Let $\mathbf x=\left( \begin{matrix}x_1 \\ x_2 \\ \end{matrix} \right)$ and $\mathbf y=\left( \begin{matrix}y_1 \\ y_2 \\ \end{matrix} \right)$ be two linearly independent vectors is $\mathbb R^2$ and let $K = \left[ \begin{matrix} x_1 & y_1 \\ x_2 & y_2 \end{matrix} \right] $. Let $W = \{a\mathbf x + b\mathbf y|a,b \in \mathbb Z \}$
(a) Show that $\mathbb R^2 / W$ is isomorphic $(\mathbb R/\mathbb Z) * (\mathbb R/\mathbb Z) $
(b) If $\mathbf u, \mathbf v$ are two other linearly independent vectors in $\mathbb R^2$, with lattice $A$ and matrix $B$, show that $W = A$ if and only if $B = GK$ for some $2 * 2$ matrix $G$ with integral entries, and its determinant is $1$ or $-1$.
I’m not sure how I can start with this question.

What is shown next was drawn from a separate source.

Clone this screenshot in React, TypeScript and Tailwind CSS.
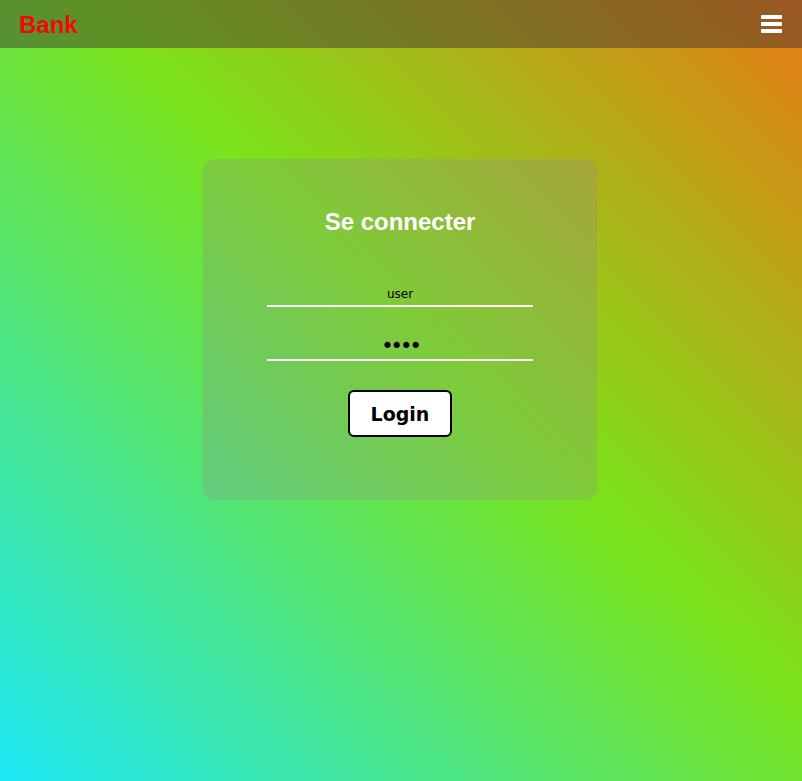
export default function App() {
  return (
    <div className="min-h-[781px] w-full bg-[linear-gradient(to_top_right,#1de9f6_0%,#7ae31a_55%,#e87a14_100%)] font-['Liberation_Sans',Arial,sans-serif]">
      {/* Navbar */}
      <header className="flex h-12 items-center justify-between bg-[rgba(60,45,50,0.45)] pl-[19px] pr-[20px]">
        <span className="pt-[2px] text-[24px] font-bold leading-none text-[#ee0a0a]">Bank</span>
        <button className="flex flex-col gap-[3px] py-1" aria-label="menu">
          <span className="block h-[4px] w-[21px] rounded-[1px] bg-white" />
          <span className="block h-[4px] w-[21px] rounded-[1px] bg-white" />
          <span className="block h-[4px] w-[21px] rounded-[1px] bg-white" />
        </button>
      </header>

      {/* Login card */}
      <div className="flex justify-center pr-[2px] pt-[111px]">
        <div className="flex h-[341px] w-[394px] flex-col items-center rounded-xl bg-[rgba(140,140,140,0.28)]">
          <h1 className="mt-[49px] text-[24px] font-bold leading-[28px] text-white">Se connecter</h1>
          <input
            type="text"
            defaultValue="user"
            className="mt-[47px] h-[24px] w-[266px] border-b-2 border-white bg-transparent text-center font-['DejaVu_Sans',Verdana,sans-serif] text-[12px] text-black outline-none"
          />
          <input
            type="password"
            defaultValue="1234"
            className="mt-[26px] h-[28px] w-[266px] border-b-2 border-white bg-transparent text-center font-['DejaVu_Sans',Verdana,sans-serif] text-[21px] leading-none tracking-[-3px] text-black outline-none"
          />
          <button className="mt-[29px] h-[47px] w-[104px] rounded-[6px] border-2 border-black bg-white pt-[2px] font-['DejaVu_Sans',Verdana,sans-serif] text-[19px] font-bold text-black">
            Login
          </button>
        </div>
      </div>
    </div>
  )
}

I know that $\mathbb R/\mathbb Z$ is isomorphic to the circle group but will that be able to help me?
For (b), I’m not sure how the hint that the matrix has integral entries and has determinant 1 or -1 will come into effect.
Would appreciate some hints to help me complete this question!
For (a) look at it like this
$$ (a, b) \in \mathbb{R} \times \mathbb{R} \longleftrightarrow a{\bf x} + b{\bf y} $$ $$ (a, b) \in \mathbb{Z} \times \mathbb{Z} \longleftrightarrow a{\bf x} + b{\bf y} $$
For (b) if you have a second basis ${\bf x}', {\bf y}'$ for $W$ then what can you say about the transformation
$$ T : W \to W$$
defined by $T({\bf x}) = {\bf x'}$ and $T({\bf y}) = {\bf y}'$? What does the matrix form of $T$ look like? (You will need to write ${\bf x'} = a{\bf x} + b{\bf y}$ and ${\bf y}' = c{\bf x} + d{\bf y}$.) What about $T^{-1}$?